Condition Treatment Notes
Cardiac Arrest CPR, early defibrillation, epinephrine 1 mg IV q3-5min (peds 0.01 mg/kg), lidocaine/atropine as indicated, recommend diversion
Acute Coronary Syndrome (ACS) Oxygen, aspirin 325 mg PO, nitroglycerin (0.4 mg SL q5-10min if SBP >100 mm Hg), AED, recommend diversion
Asthma/COPD Exacerbation Oxygen, albuterol 2.5 mg inhaled repeat prn, steroids if available, epinephrine (0.3 mg adult, 0.15 mg peds IM), consider diversion
Allergic Reaction / Anaphylaxis Diphenhydramine (PO/IV), epinephrine (0.3 mg adult, 0.15 mg peds IM), NS IV fluids, steroids if available, divert if anaphylaxis
Vasovagal Syncope Elevate legs, oral fluids if alert, consider IV fluids, glucose if hypoglycemia suspected, monitor BP, consider diversion if persistent symptoms or vitals
Gastrointestinal Oral antiemetics/antacids from EMK/passengers, consider diversion for abdominal pain
Tension Pneumothorax Needle thoracostomy (preferred 2nd ICS midclavicular line)
Psychiatric Emergency Consider intoxication, hypo-/hyperglycemia, hypoxia; verbal de-escalation; use airline protocols for restraints; ask about anxiolytics; monitor for distress/ACS; consider diversion
Opioid Ingestion Rescue breathing, naloxone 0.4-0.8 mg IV or 2 mg intranasal/IM if available

Ongoing Care and Prognosis

  • Aviation Medical Assistance Act (1998) protects licensed medical providers assisting in IMEs acting within training and without negligence.
  • No successful malpractice suits against physicians volunteering in IMEs in the US.
  • Health care workers respond 76% of times paged; physicians in 48% cases.
  • 60% of IMEs improve with healthcare provider assistance.

References

  1. Hu JS, Smith JK. In-flight medical emergencies.
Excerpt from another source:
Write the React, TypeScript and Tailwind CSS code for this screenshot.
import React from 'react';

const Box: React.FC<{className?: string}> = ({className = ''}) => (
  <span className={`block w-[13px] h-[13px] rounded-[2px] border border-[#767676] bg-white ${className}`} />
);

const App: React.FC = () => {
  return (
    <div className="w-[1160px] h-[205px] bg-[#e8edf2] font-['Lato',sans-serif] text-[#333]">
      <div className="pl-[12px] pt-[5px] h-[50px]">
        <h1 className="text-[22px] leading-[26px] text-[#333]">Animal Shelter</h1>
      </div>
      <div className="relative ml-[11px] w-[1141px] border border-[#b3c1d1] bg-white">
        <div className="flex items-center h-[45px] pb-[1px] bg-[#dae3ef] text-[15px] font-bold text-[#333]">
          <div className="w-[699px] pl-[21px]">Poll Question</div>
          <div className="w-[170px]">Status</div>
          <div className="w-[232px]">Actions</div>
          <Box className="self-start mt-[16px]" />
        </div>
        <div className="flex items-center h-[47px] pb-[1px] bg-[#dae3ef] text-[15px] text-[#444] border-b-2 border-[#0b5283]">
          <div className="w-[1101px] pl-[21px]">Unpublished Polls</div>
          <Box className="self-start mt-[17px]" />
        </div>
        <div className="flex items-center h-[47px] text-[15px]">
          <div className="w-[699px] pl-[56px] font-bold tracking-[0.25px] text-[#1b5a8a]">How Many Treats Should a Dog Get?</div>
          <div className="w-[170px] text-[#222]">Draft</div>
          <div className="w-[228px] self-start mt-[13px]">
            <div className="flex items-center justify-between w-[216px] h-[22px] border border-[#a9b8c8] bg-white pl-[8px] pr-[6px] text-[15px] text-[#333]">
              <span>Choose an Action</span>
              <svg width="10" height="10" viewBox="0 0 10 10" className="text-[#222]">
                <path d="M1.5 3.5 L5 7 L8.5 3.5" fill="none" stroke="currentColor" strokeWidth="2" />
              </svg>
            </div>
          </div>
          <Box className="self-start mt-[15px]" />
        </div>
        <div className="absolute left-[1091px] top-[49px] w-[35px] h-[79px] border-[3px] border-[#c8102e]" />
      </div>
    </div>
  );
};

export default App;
Am Fam Physician. 2021;103(9):547-552.
  2. Martin-Gill C, Doyle TJ, Yealy DM. In-flight medical emergencies: a review. JAMA. 2018;320(24):2580-2590.
  3. Aerospace Medical Association Medical Guidelines Task Force. Medical guidelines for airline travel, 2nd ed. Aviat Space Environ Med. 2003;74(Suppl 5):A1-A19.

See Also

  • AirRx: smartphone app for protocols, diagnoses, treatments in IMEs

Clinical Pearls

  • Medical emergencies on airplanes are common but mostly minor.
  • Onboard equipment and drugs vary widely by airline, country, aircraft.
  • All flights equipped with AEDs and oxygen.
  • Many airlines have ground-based physician support.
  • Utilize passengers as resources for help, supplies, and information.